Since the financial meltdown in 2008-09, Quebec has run massive deficits each year. The province is on track to add $53 billion to its total provincial debt -- a 35 per cent increase -- by the end of the year.

But in the same period, Ontario under McGuinty and Wynne will add $120 billion to its debt -- a 71 per cent increase.

Ontario keeps going deeper in the hole because Kathleen Wynne can't seem to imagine, much less talk about tough choices in the straight-up style that helped propel her Quebec counterpart into power.

Ontario voters aren't stupid. They can do the math. In 2013-14, spending jumped over $4 billion year-over-year, far outpacing growth in tax revenues, despite a punitive new NDP-inspired 'tax on the rich' aimed at Ontario's highest income earners.
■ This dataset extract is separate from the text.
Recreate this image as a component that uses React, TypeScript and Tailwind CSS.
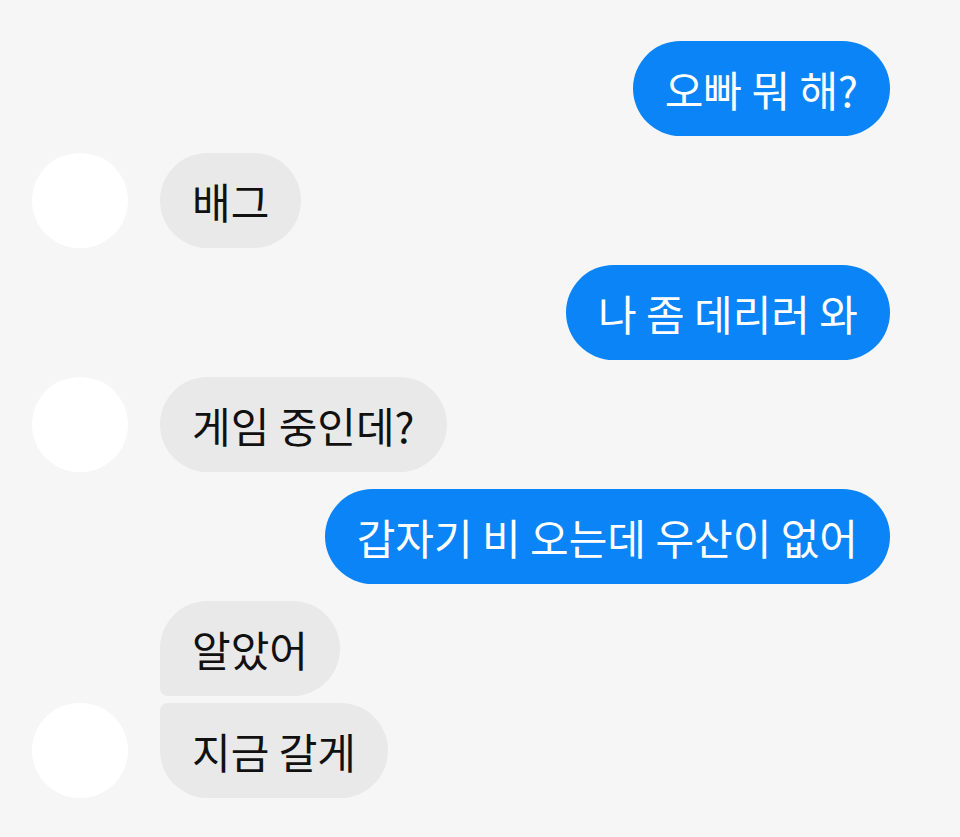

In early April, Ontario finance minister Charles Sousa admitted the province's deficit jumped to $11.3 billion from $9.2 billion a year earlier, thanks to runaway spending and sluggish growth in revenue.

Sousa is already forecasting even tougher times for the year we're in now, further evidence that the NDP's tax-your-way-to-prosperity strategy has failed to deliver.

If the government goes ahead with $5.7 billion in new spending announcements contained in documents leaked from Sousa's department, this year's Ontario deficit will again outstrip the deficits of all the other Canadians provinces, combined.

If Premier Wynne and the Ontario Liberals don't turn decisively away from debt, deficits, taxing and spending when they present Ontario's 2014 budget in May, somebody will surely step up.

Newly-elected Quebec Premier Couillard started his campaign nearly 20 points behind with French-Canadian voters, but he won them over with -- can we say it? -- common sense.